■ **TO DO**
Quote the records below in full, exactly as given, with the images taken out.

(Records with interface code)
** Begin **

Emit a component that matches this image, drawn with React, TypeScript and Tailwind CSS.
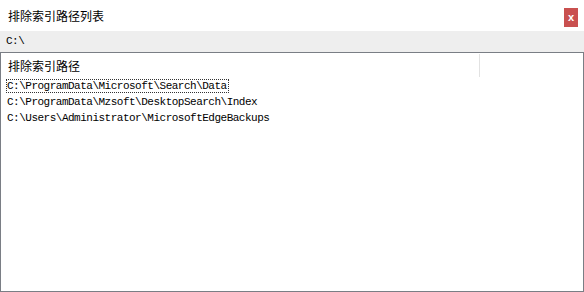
const paths = [
  'C:\\ProgramData\\Microsoft\\Search\\Data',
  'C:\\ProgramData\\Mzsoft\\DesktopSearch\\Index',
  'C:\\Users\\Administrator\\MicrosoftEdgeBackups',
];

const cjk = "font-['Microsoft_YaHei','Noto_Sans_CJK_SC',sans-serif]";
const mono = "font-['Liberation_Mono','Noto_Sans_CJK_SC',monospace]";

export default function App() {
  return (
    <div className="w-[584px] h-[292px] bg-white flex flex-col overflow-hidden">
      {/* title bar */}
      <div className="h-[31px] flex items-center justify-between pl-[8px] pr-[6px] shrink-0">
        <span className={`${cjk} text-[12px] text-black`}>排除索引路径列表</span>
        <button className="w-[14px] h-[19px] bg-[#c9504f] text-white flex items-center justify-center text-[11px] font-bold leading-none font-['Liberation_Sans',sans-serif] mt-[3px]">
          x
        </button>
      </div>

      {/* current path */}
      <div className="h-[21px] bg-[#eeeeee] flex items-center pl-[6px] shrink-0">
        <span className={`${mono} text-[11px] tracking-[-0.5px] text-black`}>C:\</span>
      </div>

      {/* list */}
      <div className="flex-1 border border-[#7a7e85] flex flex-col">
        <div className="h-[25px] flex shrink-0">
          <div className="w-[479px] flex items-center pl-[7px] border-r border-[#e2e2e2] my-[1px]">
            <span className={`${cjk} text-[12px] text-black`}>排除索引路径</span>
          </div>
          <div className="flex-1" />
        </div>
        <div className="flex flex-col pl-[5px]">
          {paths.map((p, i) => (
            <div key={p} className="h-[16px] flex items-center">
              <span
                className={`${mono} text-[11px] tracking-[-0.5px] text-black leading-[14px] pl-[1px] pr-[2px] ${
                  i === 0 ? 'outline outline-1 outline-dotted outline-[#333] -outline-offset-1' : ''
                }`}
              >
                {p}
              </span>
            </div>
          ))}
        </div>
      </div>
    </div>
  );
}
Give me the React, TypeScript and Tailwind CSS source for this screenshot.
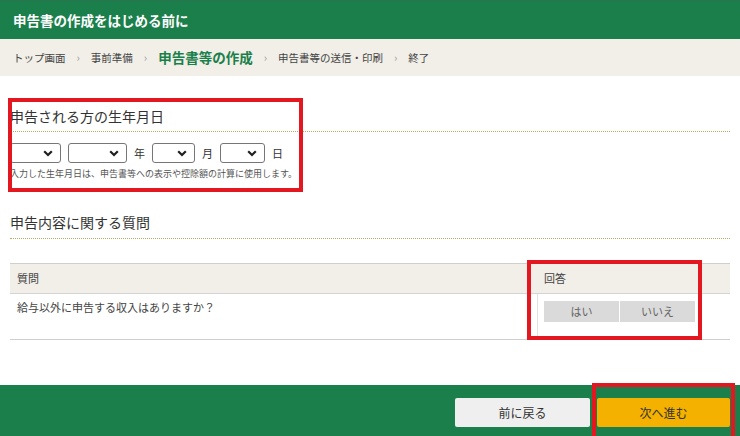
import React from "react";

const font = { fontFamily: '"Noto Sans CJK JP", "Noto Sans", sans-serif' };

function Chevron() {
  return (
    <svg
      width="10"
      height="7"
      viewBox="0 0 10 7"
      className="pointer-events-none absolute right-[8px] top-[7px]"
    >
      <path d="M1.2 1.2 L5 5 L8.8 1.2" stroke="#1f1f1f" strokeWidth="2.2" fill="none" />
    </svg>
  );
}

function Sel({ className }: { className: string }) {
  return (
    <div className={"relative h-[20px] " + className}>
      <select className="h-full w-full appearance-none rounded-[3px] border border-[#767676] bg-white" />
      <Chevron />
    </div>
  );
}

function Sep() {
  return <span className="mx-[11px] text-[11px] text-[#999]">›</span>;
}

export default function App() {
  return (
    <div className="relative h-[436px] w-[740px] overflow-hidden bg-white text-[#333]" style={font}>
      {/* header */}
      <div className="flex h-[39px] items-center border-t border-[#2a7550] bg-[#1b7f4b] pl-[13px] text-[13.5px] font-bold text-white">
        申告書の作成をはじめる前に
      </div>
      {/* breadcrumb */}
      <div className="flex h-[37px] items-center bg-[#f1efe8] pl-[13px] text-[10.5px] text-[#444]">
        <span>トップ画面</span>
        <Sep />
        <span>事前準備</span>
        <Sep />
        <span className="text-[13.5px] font-bold text-[#1b7f4b]">申告書等の作成</span>
        <Sep />
        <span>申告書等の送信・印刷</span>
        <Sep />
        <span>終了</span>
      </div>

      <div className="px-[10px]">
        {/* section 1 */}
        <div className="mt-[30px] border-b border-dotted border-[#b5ae5e] pb-[5px] text-[14px] leading-[20px] text-[#333]">
          申告される方の生年月日
        </div>
        <div className="mt-[11px] flex items-center text-[11px] text-[#333]">
          <Sel className="w-[51px]" />
          <Sel className="ml-[7px] w-[59px]" />
          <span className="mx-[7px]">年</span>
          <Sel className="w-[43px]" />
          <span className="mx-[7px]">月</span>
          <Sel className="w-[45px]" />
          <span className="ml-[7px]">日</span>
        </div>
        <div className="mt-[5px] text-[9px] leading-[12px] text-[#555]">
          入力した生年月日は、申告書等への表示や控除額の計算に使用します。
        </div>

        {/* section 2 */}
        <div className="mt-[32px] border-b border-dotted border-[#b5ae5e] pb-[6px] text-[14px] leading-[20px] text-[#333]">
          申告内容に関する質問
        </div>

        <div className="mt-[24px] border-y border-[#cfcfcf] text-[11px] text-[#444]">
          <div className="flex h-[30px] items-center border-b border-[#d4d4d4] bg-[#f1efe8]">
            <div className="flex-1 pl-[7px]">質問</div>
            <div className="w-[193px] pl-[7px]">回答</div>
          </div>
          <div className="flex h-[45px]">
            <div className="flex-1 pl-[7px] pt-[6px] leading-[14px]">給与以外に申告する収入はありますか？</div>
            <div className="flex w-[193px] items-start border-l border-[#e2e2e2] pl-[6px] pt-[7px]">
              <div className="flex h-[21px] w-[75px] items-center justify-center bg-[#dadada] text-[#666]">はい</div>
              <div className="ml-[1px] flex h-[21px] w-[75px] items-center justify-center bg-[#dadada] text-[#666]">いいえ</div>
            </div>
          </div>
        </div>
      </div>

      {/* footer */}
      <div className="mt-[45px] flex h-[51px] items-start justify-end bg-[#1b7f4b] pr-[10px] pt-[13px] text-[12px]">
        <div className="flex h-[29px] w-[135px] items-center justify-center rounded-[2px] bg-[#efefef] text-[#333]">
          前に戻る
        </div>
        <div className="ml-[7px] flex h-[29px] w-[133px] items-center justify-center rounded-[2px] bg-[#f5b100] text-[#333]">
          次へ進む
        </div>
      </div>

      {/* red annotation boxes */}
      <div className="pointer-events-none absolute left-[8px] top-[98px] h-[94px] w-[295px] border-4 border-[#e3171f]" />
      <div className="pointer-events-none absolute left-[527px] top-[260px] h-[80px] w-[175px] border-4 border-[#e3171f]" />
      <div className="pointer-events-none absolute left-[592px] top-[383px] h-[60px] w-[143px] border-4 border-[#e3171f]" />
    </div>
  );
}
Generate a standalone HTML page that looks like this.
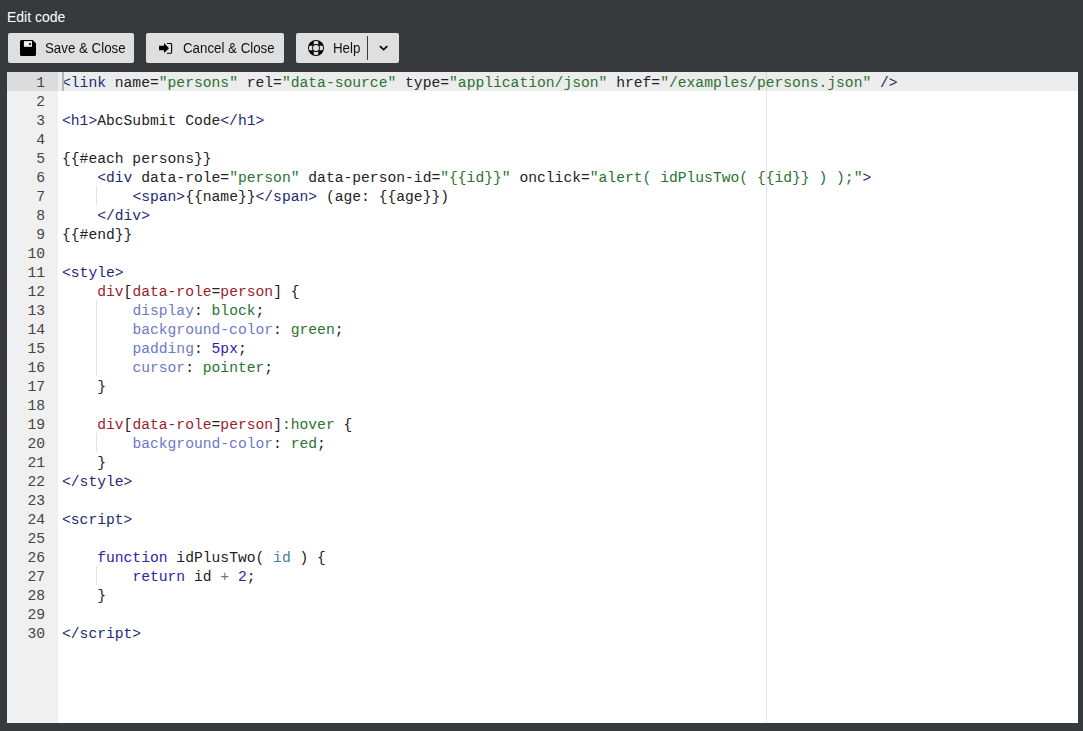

** End **

■ **CORRECT ANSWER**
Emit a component that matches this image, drawn with React, TypeScript and Tailwind CSS.
const paths = [
  'C:\\ProgramData\\Microsoft\\Search\\Data',
  'C:\\ProgramData\\Mzsoft\\DesktopSearch\\Index',
  'C:\\Users\\Administrator\\MicrosoftEdgeBackups',
];

const cjk = "font-['Microsoft_YaHei','Noto_Sans_CJK_SC',sans-serif]";
const mono = "font-['Liberation_Mono','Noto_Sans_CJK_SC',monospace]";

export default function App() {
  return (
    <div className="w-[584px] h-[292px] bg-white flex flex-col overflow-hidden">
      {/* title bar */}
      <div className="h-[31px] flex items-center justify-between pl-[8px] pr-[6px] shrink-0">
        <span className={`${cjk} text-[12px] text-black`}>排除索引路径列表</span>
        <button className="w-[14px] h-[19px] bg-[#c9504f] text-white flex items-center justify-center text-[11px] font-bold leading-none font-['Liberation_Sans',sans-serif] mt-[3px]">
          x
        </button>
      </div>

      {/* current path */}
      <div className="h-[21px] bg-[#eeeeee] flex items-center pl-[6px] shrink-0">
        <span className={`${mono} text-[11px] tracking-[-0.5px] text-black`}>C:\</span>
      </div>

      {/* list */}
      <div className="flex-1 border border-[#7a7e85] flex flex-col">
        <div className="h-[25px] flex shrink-0">
          <div className="w-[479px] flex items-center pl-[7px] border-r border-[#e2e2e2] my-[1px]">
            <span className={`${cjk} text-[12px] text-black`}>排除索引路径</span>
          </div>
          <div className="flex-1" />
        </div>
        <div className="flex flex-col pl-[5px]">
          {paths.map((p, i) => (
            <div key={p} className="h-[16px] flex items-center">
              <span
                className={`${mono} text-[11px] tracking-[-0.5px] text-black leading-[14px] pl-[1px] pr-[2px] ${
                  i === 0 ? 'outline outline-1 outline-dotted outline-[#333] -outline-offset-1' : ''
                }`}
              >
                {p}
              </span>
            </div>
          ))}
        </div>
      </div>
    </div>
  );
}
Give me the React, TypeScript and Tailwind CSS source for this screenshot.
import React from "react";

const font = { fontFamily: '"Noto Sans CJK JP", "Noto Sans", sans-serif' };

function Chevron() {
  return (
    <svg
      width="10"
      height="7"
      viewBox="0 0 10 7"
      className="pointer-events-none absolute right-[8px] top-[7px]"
    >
      <path d="M1.2 1.2 L5 5 L8.8 1.2" stroke="#1f1f1f" strokeWidth="2.2" fill="none" />
    </svg>
  );
}

function Sel({ className }: { className: string }) {
  return (
    <div className={"relative h-[20px] " + className}>
      <select className="h-full w-full appearance-none rounded-[3px] border border-[#767676] bg-white" />
      <Chevron />
    </div>
  );
}

function Sep() {
  return <span className="mx-[11px] text-[11px] text-[#999]">›</span>;
}

export default function App() {
  return (
    <div className="relative h-[436px] w-[740px] overflow-hidden bg-white text-[#333]" style={font}>
      {/* header */}
      <div className="flex h-[39px] items-center border-t border-[#2a7550] bg-[#1b7f4b] pl-[13px] text-[13.5px] font-bold text-white">
        申告書の作成をはじめる前に
      </div>
      {/* breadcrumb */}
      <div className="flex h-[37px] items-center bg-[#f1efe8] pl-[13px] text-[10.5px] text-[#444]">
        <span>トップ画面</span>
        <Sep />
        <span>事前準備</span>
        <Sep />
        <span className="text-[13.5px] font-bold text-[#1b7f4b]">申告書等の作成</span>
        <Sep />
        <span>申告書等の送信・印刷</span>
        <Sep />
        <span>終了</span>
      </div>

      <div className="px-[10px]">
        {/* section 1 */}
        <div className="mt-[30px] border-b border-dotted border-[#b5ae5e] pb-[5px] text-[14px] leading-[20px] text-[#333]">
          申告される方の生年月日
        </div>
        <div className="mt-[11px] flex items-center text-[11px] text-[#333]">
          <Sel className="w-[51px]" />
          <Sel className="ml-[7px] w-[59px]" />
          <span className="mx-[7px]">年</span>
          <Sel className="w-[43px]" />
          <span className="mx-[7px]">月</span>
          <Sel className="w-[45px]" />
          <span className="ml-[7px]">日</span>
        </div>
        <div className="mt-[5px] text-[9px] leading-[12px] text-[#555]">
          入力した生年月日は、申告書等への表示や控除額の計算に使用します。
        </div>

        {/* section 2 */}
        <div className="mt-[32px] border-b border-dotted border-[#b5ae5e] pb-[6px] text-[14px] leading-[20px] text-[#333]">
          申告内容に関する質問
        </div>

        <div className="mt-[24px] border-y border-[#cfcfcf] text-[11px] text-[#444]">
          <div className="flex h-[30px] items-center border-b border-[#d4d4d4] bg-[#f1efe8]">
            <div className="flex-1 pl-[7px]">質問</div>
            <div className="w-[193px] pl-[7px]">回答</div>
          </div>
          <div className="flex h-[45px]">
            <div className="flex-1 pl-[7px] pt-[6px] leading-[14px]">給与以外に申告する収入はありますか？</div>
            <div className="flex w-[193px] items-start border-l border-[#e2e2e2] pl-[6px] pt-[7px]">
              <div className="flex h-[21px] w-[75px] items-center justify-center bg-[#dadada] text-[#666]">はい</div>
              <div className="ml-[1px] flex h-[21px] w-[75px] items-center justify-center bg-[#dadada] text-[#666]">いいえ</div>
            </div>
          </div>
        </div>
      </div>

      {/* footer */}
      <div className="mt-[45px] flex h-[51px] items-start justify-end bg-[#1b7f4b] pr-[10px] pt-[13px] text-[12px]">
        <div className="flex h-[29px] w-[135px] items-center justify-center rounded-[2px] bg-[#efefef] text-[#333]">
          前に戻る
        </div>
        <div className="ml-[7px] flex h-[29px] w-[133px] items-center justify-center rounded-[2px] bg-[#f5b100] text-[#333]">
          次へ進む
        </div>
      </div>

      {/* red annotation boxes */}
      <div className="pointer-events-none absolute left-[8px] top-[98px] h-[94px] w-[295px] border-4 border-[#e3171f]" />
      <div className="pointer-events-none absolute left-[527px] top-[260px] h-[80px] w-[175px] border-4 border-[#e3171f]" />
      <div className="pointer-events-none absolute left-[592px] top-[383px] h-[60px] w-[143px] border-4 border-[#e3171f]" />
    </div>
  );
}
Generate a standalone HTML page that looks like this.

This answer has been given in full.